In the case of Ponosov, if the international pressure born fruits and copyright were rigorously enforced, everyone would stand to lose. But if Russia had the equivalent of fair use defense in its copyright law, would it excuse the infringement charges? I am not an expert on fair use law, but it seems to me that the teacher might have a chance there. The purpose of the use should fall somewhere under “teaching (including multiple copies for classroom use), scholarship, or research.” As to the first fair use factor, the purpose and character of use is educational and noncommercial. As to the second factor, the nature of the work (i.e., computer program) is, at least to a significant degree, functional rather than original. As to the third factor, the works are copied in whole (which is the only factor that clearly weights against the teacher). Fourth, the effect of the use on the market to Windows OS and Word software seems negligent. Could fair use analysis save Ponosov from spending time in Siberia?

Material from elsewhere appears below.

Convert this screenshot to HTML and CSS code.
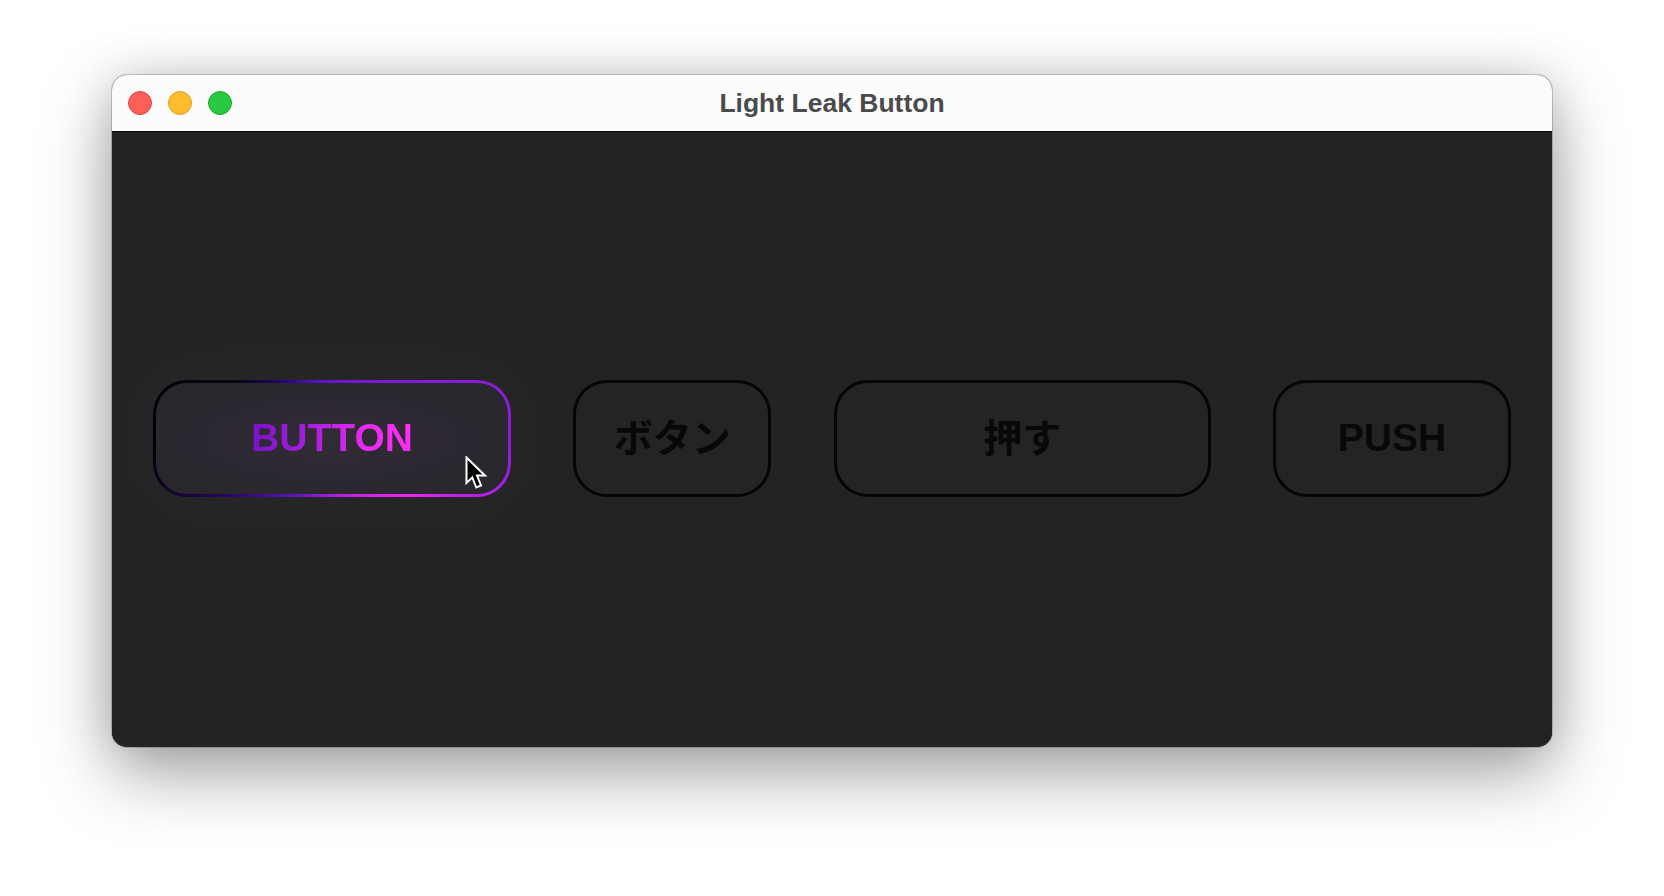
FILE: index.html
```html
<!DOCTYPE html>
<html lang="ja">
<head>
<meta charset="utf-8">
<title>Light Leak Button</title>
<link rel="stylesheet" href="styles.css">
</head>
<body>
<div class="window">
  <div class="titlebar">
    <div class="lights">
      <span class="light light-red"></span>
      <span class="light light-yellow"></span>
      <span class="light light-green"></span>
    </div>
    <div class="title">Light Leak Button</div>
  </div>
  <div class="content">
    <button class="btn btn-active btn-w1"><span class="leak-text">BUTTON</span></button>
    <button class="btn btn-ja btn-w2">ボタン</button>
    <button class="btn btn-ja btn-w3">押す</button>
    <button class="btn btn-w4">PUSH</button>
    <svg class="cursor" width="24" height="37" viewBox="0 0 24 37">
      <path d="M1.5 1.5 V27 L7.3 21.4 L11.3 31.5 L16 29.5 L12 19.6 H20 Z" fill="#000" stroke="#fff" stroke-width="2" stroke-linejoin="miter"/>
    </svg>
  </div>
</div>
</body>
</html>
```
FILE: styles.css
```css
html, body {
  margin: 0;
  padding: 0;
}
body {
  width: 1664px;
  height: 896px;
  background: #ffffff;
  font-family: "Liberation Sans", "Noto Sans CJK JP", sans-serif;
  padding-top: 75px;
  box-sizing: border-box;
  overflow: hidden;
}
.window {
  width: 1440px;
  height: 672px;
  margin: 0 auto;
  border-radius: 15px;
  overflow: hidden;
  display: flex;
  flex-direction: column;
  box-shadow: 0 0 0 1px rgba(0,0,0,0.18), 0 26px 70px rgba(0,0,0,0.36), 0 0 45px rgba(0,0,0,0.12);
  background: #232323;
}
.titlebar {
  position: relative;
  height: 56px;
  flex: 0 0 56px;
  background: #fcfcfc;
  border-bottom: 1px solid #0d0d0d;
  display: flex;
  align-items: center;
  justify-content: center;
}
.lights {
  position: absolute;
  left: 16px;
  top: 16px;
  display: flex;
  gap: 16px;
}
.light {
  width: 24px;
  height: 24px;
  border-radius: 50%;
  box-sizing: border-box;
}
.light-red { background: #ff5f57; border: 1px solid #e2463f; }
.light-yellow { background: #febc2e; border: 1px solid #e1a116; }
.light-green { background: #28c840; border: 1px solid #1aab29; }
.title {
  font-size: 26.5px;
  font-weight: 700;
  color: #4b4b4b;
  margin-top: 1px;
}
.content {
  position: relative;
  flex: 1;
  display: flex;
  align-items: center;
  justify-content: space-between;
  padding: 0 41px;
  background: #232323;
}
.btn {
  height: 117px;
  border-radius: 34px;
  border: 3px solid #050505;
  background: #242424;
  color: #080808;
  font-family: "Liberation Sans", "Noto Sans CJK JP", sans-serif;
  font-size: 39px;
  font-weight: 700;
  padding: 0;
  box-sizing: border-box;
  display: flex;
  align-items: center;
  justify-content: center;
  margin-top: -3px;
}
.btn-ja {
  padding-bottom: 7px;
  font-size: 39px;
}
.btn-w1 { width: 358px; }
.btn-w2 { width: 198px; }
.btn-w3 { width: 377px; }
.btn-w4 { width: 238px; }
.btn-active {
  border: 3px solid transparent;
  background:
    radial-gradient(ellipse at 50% 50%, #312c37 0%, #2c2831 50%, #28262c 100%) padding-box,
    conic-gradient(from 0deg,
      #6a16c4 0deg,
      #861cd4 60deg,
      #8e1ed8 95deg,
      #b422e6 112deg,
      #ee26f2 125deg,
      #d022ec 150deg,
      #9a1edc 185deg,
      #4a10a8 225deg,
      #140530 250deg,
      #000000 270deg,
      #05020e 300deg,
      #2a0a80 322deg,
      #5814bc 345deg,
      #6a16c4 360deg) border-box;
  box-shadow: 0 0 75px 6px rgba(48, 44, 56, 0.5);
}
.leak-text {
  background: linear-gradient(90deg, #7a12c8 0%, #b020e0 40%, #e82af0 70%, #ff2df4 100%);
  -webkit-background-clip: text;
  background-clip: text;
  color: transparent;
}
.cursor {
  position: absolute;
  left: 353px;
  top: 324px;
}
```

This reminds me of a post I’ve read a while ago on the Patry Copyright Blog concerning the forthcoming overhaul in Israel’s copyright law. The bill of July 2005 articulates a provision that is very similar to Section 107 of the U.S. Copyright Act. Actually, the proposed Section 19(b) looks very much like a translation of the four-factor of fair use to Hebrew. But the International Intellectual Property Alliance did not like it. The IIPA, despite it’s somewhat misleading name, is a U.S. trade-oriented body that monitors the behavior of foreign states with respect IP protection. It “works closely with the U.S. Trade Representative in the annual ‘Special 301’ reviews on whether acts, policies or practices of any foreign country deny adequate and effective protection of intellectual property rights or fair and equitable market access for U.S. persons relying on intellectual property protection.”

So the IIPA was not happy, not even flattered by the Israeli fair use provision in its current form. The interesting part is its reasoning:

We understand there may already be agreement to adopt the draft, and we register our concern that the result of this change could result in considerable case law interpretation in Israel on “fair dealing” being thrown out in favor of as yet undeveloped factors in Section 19(b). By contrast, in markets like the U.S., which employ very similar factors to those set out in proposed Section 19(b), many years of jurisprudence have provided society with considerable clarity on the boundaries of “fair use.” There is a significant risk that in Israel the adoption of these factors at this time might be viewed by the community as a free ticket to copy. This would have disastrous consequences, and thus we urge the Israeli government to re-examine the introduction of these factors, rather than relying on Section 19(a), which sets out the long-established “fair dealing” principle...

In other words, foreign courts in a jurisdiction which lacks fair use tradition are likely not to be able to provide society with the “considerable clarity on the boundaries of ‘fair use’” as U.S. courts so very often do. William Patry seems to think this is rather silly, and I humbly join his observation.